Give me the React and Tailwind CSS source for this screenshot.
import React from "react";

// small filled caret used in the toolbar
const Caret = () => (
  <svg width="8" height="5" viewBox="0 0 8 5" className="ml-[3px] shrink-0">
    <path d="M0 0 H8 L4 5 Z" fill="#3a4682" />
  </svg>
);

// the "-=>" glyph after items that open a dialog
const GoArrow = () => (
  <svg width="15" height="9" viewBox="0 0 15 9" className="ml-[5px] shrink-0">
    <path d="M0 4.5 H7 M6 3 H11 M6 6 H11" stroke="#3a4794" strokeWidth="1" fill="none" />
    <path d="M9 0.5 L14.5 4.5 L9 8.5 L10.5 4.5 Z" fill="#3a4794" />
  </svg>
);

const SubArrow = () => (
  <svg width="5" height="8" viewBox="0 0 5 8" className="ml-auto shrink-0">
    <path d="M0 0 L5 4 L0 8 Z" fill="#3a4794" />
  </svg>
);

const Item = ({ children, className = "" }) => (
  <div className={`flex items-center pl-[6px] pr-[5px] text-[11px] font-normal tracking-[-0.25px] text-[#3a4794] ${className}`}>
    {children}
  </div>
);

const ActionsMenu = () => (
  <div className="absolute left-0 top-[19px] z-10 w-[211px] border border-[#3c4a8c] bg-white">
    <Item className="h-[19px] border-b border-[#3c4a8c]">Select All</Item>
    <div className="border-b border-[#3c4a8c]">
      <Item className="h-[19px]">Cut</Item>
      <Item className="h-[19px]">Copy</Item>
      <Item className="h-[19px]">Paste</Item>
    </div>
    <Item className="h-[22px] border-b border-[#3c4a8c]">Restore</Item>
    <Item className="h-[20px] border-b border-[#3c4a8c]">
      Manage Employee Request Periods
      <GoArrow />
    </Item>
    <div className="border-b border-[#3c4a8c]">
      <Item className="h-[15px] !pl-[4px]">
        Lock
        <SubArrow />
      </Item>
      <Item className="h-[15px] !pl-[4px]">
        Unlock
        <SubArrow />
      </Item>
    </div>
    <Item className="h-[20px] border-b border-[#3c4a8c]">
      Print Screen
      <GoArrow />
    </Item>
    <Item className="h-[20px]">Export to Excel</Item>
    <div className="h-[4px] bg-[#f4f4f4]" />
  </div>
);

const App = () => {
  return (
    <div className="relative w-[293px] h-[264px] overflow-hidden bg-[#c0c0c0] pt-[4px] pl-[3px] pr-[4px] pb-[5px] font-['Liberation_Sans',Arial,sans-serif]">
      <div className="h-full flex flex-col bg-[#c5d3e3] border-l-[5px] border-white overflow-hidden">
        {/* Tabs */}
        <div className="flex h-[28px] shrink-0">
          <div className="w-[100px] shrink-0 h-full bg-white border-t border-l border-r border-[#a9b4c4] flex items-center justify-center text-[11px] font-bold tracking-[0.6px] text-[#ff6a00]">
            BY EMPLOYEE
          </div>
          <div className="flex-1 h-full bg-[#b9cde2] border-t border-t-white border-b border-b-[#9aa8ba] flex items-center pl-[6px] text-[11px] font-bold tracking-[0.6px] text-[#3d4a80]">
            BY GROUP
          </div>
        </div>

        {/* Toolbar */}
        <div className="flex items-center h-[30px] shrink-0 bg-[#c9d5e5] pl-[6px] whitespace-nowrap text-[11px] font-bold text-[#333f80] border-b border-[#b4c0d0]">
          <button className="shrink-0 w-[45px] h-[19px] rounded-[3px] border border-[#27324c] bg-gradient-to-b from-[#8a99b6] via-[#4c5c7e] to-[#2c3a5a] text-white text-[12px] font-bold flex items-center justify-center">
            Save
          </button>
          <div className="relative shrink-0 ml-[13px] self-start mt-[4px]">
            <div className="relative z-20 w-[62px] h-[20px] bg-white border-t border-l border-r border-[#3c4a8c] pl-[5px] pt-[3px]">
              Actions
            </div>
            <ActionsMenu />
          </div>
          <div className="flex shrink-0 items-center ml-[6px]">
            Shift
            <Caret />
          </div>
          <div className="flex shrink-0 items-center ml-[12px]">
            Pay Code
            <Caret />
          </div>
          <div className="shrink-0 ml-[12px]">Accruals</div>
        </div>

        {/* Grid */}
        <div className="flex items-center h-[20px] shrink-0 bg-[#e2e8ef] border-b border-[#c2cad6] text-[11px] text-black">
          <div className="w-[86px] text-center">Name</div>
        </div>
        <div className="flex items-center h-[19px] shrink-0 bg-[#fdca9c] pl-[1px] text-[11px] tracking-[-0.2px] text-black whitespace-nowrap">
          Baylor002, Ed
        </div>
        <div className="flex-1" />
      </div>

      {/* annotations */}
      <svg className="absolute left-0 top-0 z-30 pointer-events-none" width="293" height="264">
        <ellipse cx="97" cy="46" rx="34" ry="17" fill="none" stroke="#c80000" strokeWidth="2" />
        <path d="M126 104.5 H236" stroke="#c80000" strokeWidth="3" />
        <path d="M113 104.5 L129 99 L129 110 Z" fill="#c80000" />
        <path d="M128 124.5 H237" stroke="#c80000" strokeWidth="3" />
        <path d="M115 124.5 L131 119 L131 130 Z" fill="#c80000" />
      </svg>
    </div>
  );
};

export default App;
---
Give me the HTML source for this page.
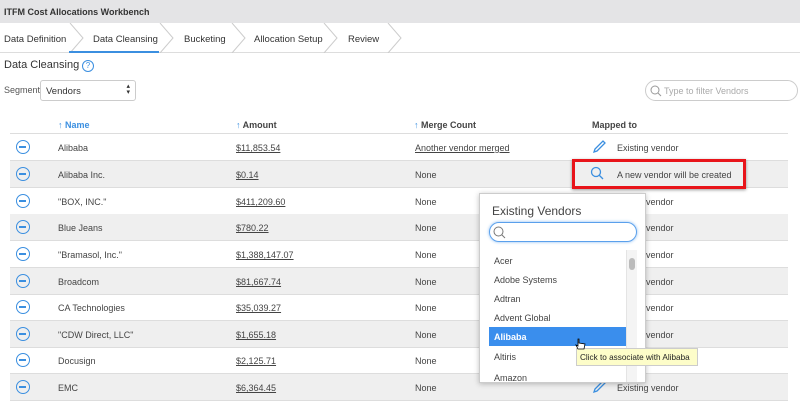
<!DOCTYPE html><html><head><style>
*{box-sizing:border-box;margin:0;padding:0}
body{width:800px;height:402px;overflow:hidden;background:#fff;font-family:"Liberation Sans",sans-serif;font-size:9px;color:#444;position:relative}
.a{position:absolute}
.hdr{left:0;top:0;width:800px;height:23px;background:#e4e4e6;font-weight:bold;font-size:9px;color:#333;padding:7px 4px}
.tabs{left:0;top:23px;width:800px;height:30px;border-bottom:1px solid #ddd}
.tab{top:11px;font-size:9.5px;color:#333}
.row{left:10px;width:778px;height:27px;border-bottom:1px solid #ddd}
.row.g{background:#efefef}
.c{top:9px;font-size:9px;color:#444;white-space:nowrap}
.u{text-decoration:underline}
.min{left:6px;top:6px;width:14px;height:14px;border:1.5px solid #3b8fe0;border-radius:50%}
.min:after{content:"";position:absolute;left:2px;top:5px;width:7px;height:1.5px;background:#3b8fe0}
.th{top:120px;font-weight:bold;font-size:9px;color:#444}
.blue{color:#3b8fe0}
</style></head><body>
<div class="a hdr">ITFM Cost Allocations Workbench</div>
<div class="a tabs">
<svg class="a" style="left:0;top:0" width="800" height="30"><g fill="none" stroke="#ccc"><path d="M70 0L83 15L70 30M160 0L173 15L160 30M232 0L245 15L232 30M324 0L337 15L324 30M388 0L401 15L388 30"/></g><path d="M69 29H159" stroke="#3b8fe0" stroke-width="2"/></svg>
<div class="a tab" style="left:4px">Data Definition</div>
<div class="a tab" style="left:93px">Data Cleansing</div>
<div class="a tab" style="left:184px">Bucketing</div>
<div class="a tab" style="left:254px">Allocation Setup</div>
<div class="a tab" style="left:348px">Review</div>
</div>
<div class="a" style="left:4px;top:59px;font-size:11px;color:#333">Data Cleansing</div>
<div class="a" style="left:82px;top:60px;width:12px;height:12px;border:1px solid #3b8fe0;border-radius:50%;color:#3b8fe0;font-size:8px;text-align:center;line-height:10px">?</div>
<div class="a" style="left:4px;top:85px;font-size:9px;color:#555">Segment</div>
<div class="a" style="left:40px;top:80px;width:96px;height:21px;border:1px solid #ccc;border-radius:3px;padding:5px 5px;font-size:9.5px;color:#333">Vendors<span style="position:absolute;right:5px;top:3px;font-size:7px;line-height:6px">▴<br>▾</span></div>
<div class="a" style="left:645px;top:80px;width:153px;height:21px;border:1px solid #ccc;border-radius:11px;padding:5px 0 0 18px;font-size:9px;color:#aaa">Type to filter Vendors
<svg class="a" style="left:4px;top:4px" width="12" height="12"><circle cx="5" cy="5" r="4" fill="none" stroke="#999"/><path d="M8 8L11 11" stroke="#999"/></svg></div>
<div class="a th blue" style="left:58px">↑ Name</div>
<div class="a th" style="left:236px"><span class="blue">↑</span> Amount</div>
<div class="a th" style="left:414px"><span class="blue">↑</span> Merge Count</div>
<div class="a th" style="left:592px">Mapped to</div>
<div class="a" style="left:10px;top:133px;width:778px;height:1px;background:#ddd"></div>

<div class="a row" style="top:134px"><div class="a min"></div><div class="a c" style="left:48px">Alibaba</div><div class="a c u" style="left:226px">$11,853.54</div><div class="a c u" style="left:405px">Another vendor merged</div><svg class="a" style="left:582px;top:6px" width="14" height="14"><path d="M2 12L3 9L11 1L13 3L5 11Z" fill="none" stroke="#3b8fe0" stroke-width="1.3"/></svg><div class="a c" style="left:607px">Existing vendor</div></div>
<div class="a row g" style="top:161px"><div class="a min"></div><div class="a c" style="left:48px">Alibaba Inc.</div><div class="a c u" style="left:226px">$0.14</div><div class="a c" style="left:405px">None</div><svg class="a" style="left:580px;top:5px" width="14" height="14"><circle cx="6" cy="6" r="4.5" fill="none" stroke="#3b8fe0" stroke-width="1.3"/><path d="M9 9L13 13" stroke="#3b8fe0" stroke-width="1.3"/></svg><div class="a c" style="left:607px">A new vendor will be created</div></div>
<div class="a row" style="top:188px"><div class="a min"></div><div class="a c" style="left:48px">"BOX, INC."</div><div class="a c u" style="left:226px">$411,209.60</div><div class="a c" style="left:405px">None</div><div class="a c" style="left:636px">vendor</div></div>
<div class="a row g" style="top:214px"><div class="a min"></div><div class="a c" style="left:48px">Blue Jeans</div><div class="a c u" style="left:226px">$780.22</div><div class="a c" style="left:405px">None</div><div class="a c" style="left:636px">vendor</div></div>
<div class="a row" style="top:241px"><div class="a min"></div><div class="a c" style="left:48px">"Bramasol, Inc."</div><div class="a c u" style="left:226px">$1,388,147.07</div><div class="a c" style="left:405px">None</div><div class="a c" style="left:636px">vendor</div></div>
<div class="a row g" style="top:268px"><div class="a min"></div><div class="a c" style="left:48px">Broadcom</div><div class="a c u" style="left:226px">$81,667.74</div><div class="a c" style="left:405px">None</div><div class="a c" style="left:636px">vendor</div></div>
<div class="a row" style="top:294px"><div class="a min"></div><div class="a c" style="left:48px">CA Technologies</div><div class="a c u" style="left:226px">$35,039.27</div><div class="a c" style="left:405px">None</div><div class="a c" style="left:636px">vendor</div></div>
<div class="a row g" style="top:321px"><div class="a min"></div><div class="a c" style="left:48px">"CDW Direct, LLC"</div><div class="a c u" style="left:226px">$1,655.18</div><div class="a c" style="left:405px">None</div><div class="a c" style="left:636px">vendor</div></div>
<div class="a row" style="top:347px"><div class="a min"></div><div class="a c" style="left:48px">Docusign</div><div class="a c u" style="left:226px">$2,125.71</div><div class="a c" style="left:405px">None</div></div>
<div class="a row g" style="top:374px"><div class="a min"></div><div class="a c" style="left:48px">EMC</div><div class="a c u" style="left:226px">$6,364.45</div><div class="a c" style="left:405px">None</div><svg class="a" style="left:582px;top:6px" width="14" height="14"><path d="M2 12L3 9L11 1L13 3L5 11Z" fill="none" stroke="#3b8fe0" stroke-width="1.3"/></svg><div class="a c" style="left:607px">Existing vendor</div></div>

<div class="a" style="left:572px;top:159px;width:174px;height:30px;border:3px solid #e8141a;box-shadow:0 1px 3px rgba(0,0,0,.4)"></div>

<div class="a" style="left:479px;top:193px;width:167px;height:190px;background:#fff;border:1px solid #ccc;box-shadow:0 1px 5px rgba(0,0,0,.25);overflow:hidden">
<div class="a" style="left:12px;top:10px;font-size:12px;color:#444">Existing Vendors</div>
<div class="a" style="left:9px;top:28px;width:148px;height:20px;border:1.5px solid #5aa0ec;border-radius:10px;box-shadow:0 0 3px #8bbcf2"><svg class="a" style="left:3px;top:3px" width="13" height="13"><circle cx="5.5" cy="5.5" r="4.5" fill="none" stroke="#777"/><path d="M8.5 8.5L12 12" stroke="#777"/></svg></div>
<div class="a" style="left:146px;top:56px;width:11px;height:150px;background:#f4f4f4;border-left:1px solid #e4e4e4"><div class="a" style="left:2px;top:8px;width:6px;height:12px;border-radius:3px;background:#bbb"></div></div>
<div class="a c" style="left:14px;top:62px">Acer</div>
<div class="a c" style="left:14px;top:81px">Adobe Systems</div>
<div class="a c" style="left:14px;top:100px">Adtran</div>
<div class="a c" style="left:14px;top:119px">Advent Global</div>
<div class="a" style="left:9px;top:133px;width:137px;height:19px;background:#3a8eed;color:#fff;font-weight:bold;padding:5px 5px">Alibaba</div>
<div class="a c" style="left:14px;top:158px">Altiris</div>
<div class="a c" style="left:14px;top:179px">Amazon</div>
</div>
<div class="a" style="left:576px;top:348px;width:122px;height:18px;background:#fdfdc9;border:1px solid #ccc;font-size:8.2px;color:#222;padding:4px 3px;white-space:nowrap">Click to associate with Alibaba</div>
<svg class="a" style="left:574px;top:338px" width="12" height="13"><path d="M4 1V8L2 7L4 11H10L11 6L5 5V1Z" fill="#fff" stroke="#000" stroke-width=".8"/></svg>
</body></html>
...
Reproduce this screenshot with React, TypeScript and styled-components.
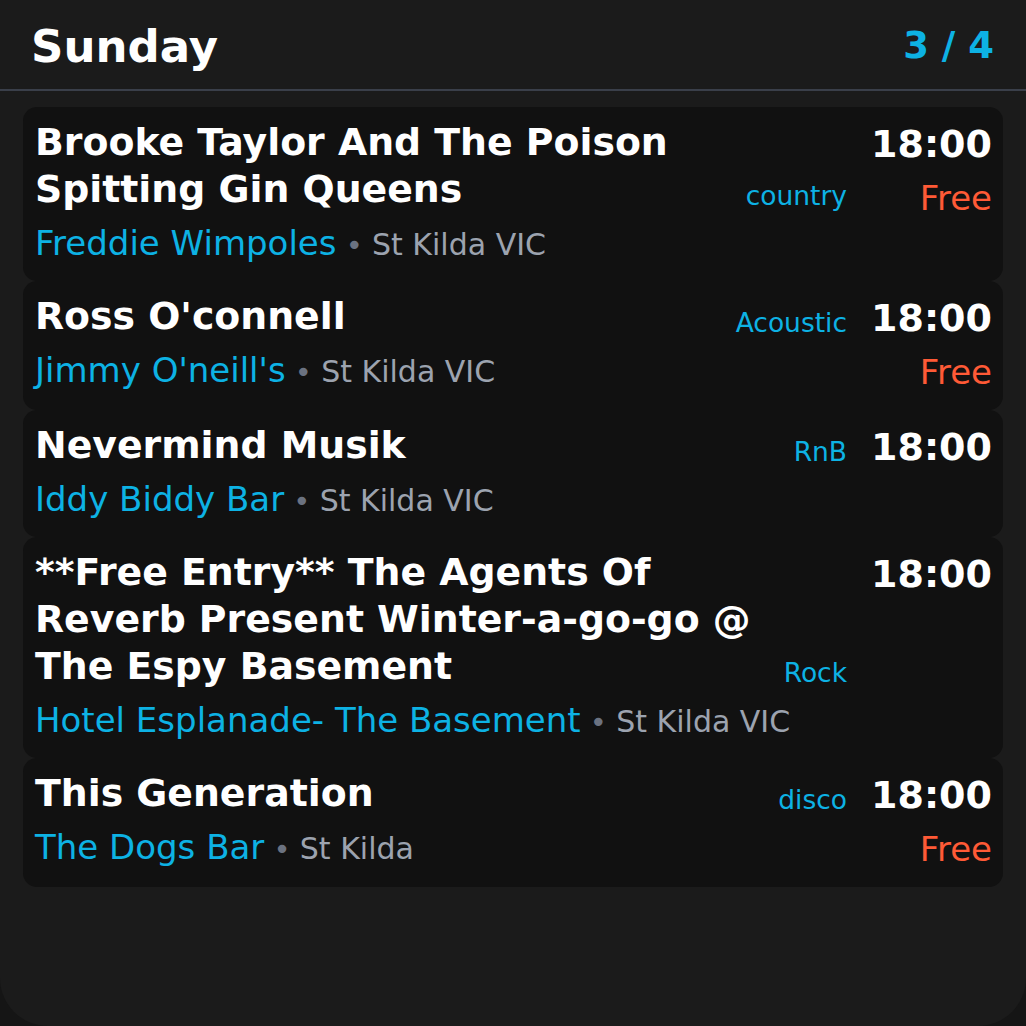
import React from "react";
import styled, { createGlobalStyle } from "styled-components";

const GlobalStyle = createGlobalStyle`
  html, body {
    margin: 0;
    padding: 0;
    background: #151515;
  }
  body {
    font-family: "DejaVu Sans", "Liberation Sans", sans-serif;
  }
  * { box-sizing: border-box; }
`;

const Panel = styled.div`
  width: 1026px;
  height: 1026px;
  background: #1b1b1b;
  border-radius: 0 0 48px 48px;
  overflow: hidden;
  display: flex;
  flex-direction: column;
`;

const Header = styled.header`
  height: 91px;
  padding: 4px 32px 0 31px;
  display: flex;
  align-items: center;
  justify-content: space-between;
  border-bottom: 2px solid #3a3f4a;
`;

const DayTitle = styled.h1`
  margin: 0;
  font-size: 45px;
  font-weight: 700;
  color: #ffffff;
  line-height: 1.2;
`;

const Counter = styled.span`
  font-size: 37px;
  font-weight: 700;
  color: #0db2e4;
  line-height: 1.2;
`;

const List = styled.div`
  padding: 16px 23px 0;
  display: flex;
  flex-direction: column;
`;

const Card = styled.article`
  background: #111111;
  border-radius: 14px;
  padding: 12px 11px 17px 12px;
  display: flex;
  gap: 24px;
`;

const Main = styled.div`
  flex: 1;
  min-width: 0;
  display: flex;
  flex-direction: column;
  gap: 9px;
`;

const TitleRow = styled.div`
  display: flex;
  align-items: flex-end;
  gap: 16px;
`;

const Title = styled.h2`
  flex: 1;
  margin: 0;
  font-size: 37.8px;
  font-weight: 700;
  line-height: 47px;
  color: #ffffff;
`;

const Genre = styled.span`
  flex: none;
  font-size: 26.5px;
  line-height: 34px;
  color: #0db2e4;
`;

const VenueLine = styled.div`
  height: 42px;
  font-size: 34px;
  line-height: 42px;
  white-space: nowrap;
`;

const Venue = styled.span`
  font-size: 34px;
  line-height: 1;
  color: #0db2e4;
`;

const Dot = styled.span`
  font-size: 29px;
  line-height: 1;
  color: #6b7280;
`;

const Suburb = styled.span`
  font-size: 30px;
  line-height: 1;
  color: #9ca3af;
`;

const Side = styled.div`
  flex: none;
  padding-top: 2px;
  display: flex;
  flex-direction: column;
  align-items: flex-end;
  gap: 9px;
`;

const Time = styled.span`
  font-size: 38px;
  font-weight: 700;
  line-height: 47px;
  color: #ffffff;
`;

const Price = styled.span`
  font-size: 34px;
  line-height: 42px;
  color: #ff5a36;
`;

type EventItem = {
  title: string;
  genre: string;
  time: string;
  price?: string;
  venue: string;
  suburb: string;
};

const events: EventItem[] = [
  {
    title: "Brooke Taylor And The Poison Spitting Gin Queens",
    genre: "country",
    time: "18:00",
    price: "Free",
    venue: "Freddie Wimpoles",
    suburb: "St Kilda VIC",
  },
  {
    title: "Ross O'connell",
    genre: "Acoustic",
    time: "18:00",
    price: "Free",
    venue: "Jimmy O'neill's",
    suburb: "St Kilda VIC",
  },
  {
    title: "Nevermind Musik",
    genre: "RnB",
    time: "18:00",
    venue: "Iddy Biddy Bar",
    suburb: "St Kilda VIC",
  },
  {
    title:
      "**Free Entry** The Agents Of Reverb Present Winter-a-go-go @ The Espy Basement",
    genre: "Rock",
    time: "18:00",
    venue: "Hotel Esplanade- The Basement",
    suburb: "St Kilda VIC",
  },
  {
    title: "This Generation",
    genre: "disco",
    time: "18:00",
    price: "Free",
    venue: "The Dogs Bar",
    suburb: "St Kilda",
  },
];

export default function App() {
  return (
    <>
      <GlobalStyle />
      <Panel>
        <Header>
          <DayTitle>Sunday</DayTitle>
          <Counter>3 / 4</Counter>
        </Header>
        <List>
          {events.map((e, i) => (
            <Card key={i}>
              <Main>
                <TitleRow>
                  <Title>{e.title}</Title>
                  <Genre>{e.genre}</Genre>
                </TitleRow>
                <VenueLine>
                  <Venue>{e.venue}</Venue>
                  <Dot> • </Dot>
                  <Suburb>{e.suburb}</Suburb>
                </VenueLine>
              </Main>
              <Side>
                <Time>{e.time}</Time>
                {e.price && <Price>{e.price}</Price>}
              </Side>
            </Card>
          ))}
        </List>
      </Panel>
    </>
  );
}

» Given request
In the entries above, find every line with the word "source" and list it.

» Complete output
Give me the React and Tailwind CSS source for this screenshot.
Give me the HTML source for this page.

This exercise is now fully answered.